Il Ritorno d’Ulisse al Suo Letto.  For chamber ensemble. Written for the Southampton University Contemporary Music Group in 2009. Premiered in the Turner Sims Concert Hall.

This score is now lost, sadly- but I rather like the way the piece sounded, so I’m putting it up here. The title comes from Moteverdi’s opera, Il Ritorno d’Ulisse in Patria, a work which powerfully impressed me back in 2009, although none of the music relates to Monteverdi, as far as I can recall.



An early work, in which I explore unsychronised parts– there is no score for this piece, rather, the three performers play their music at independent tempi and count their rests in seconds, without reference to the other two. As the title suggests, I focused on characterising the three individual instruments as much as possible, as if three completely different portraits hung side-by-side on a wall.

This was my first ever “professional” performance: I answered a call for works by the group Sounds Underground, and was delighted that they chose my piece.

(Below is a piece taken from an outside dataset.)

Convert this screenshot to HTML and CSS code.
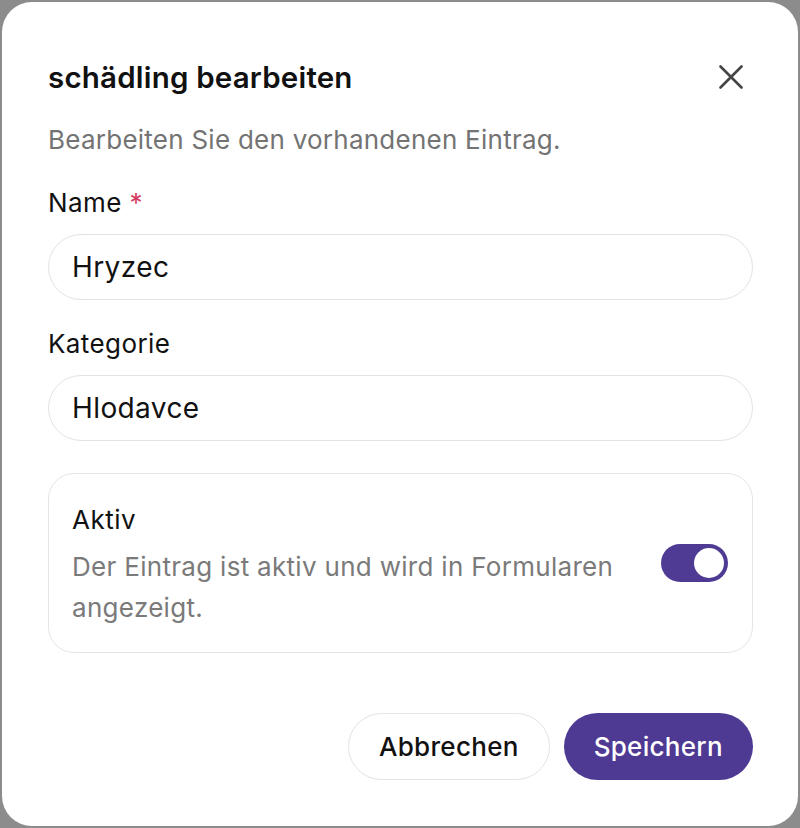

Barcarole: A little piece composed in Taiwan, Summer of 2010, and performed at Druskomanija 2010.

Duo Oneplusone
Anna Veismane, piano and pianica, Timo Kinnunen, accordion,
Europa Royale Hotel, Druskininkai, Lithuania, 30th May 2010
钢琴、口风琴:Anna Veismane、手风琴:Timo Kinnunen, 立陶宛德鲁斯科宁凯“Europa Royale”酒店,2010年5月30日



Electro-acoustic work made as a gift for my friend Robert Arbon.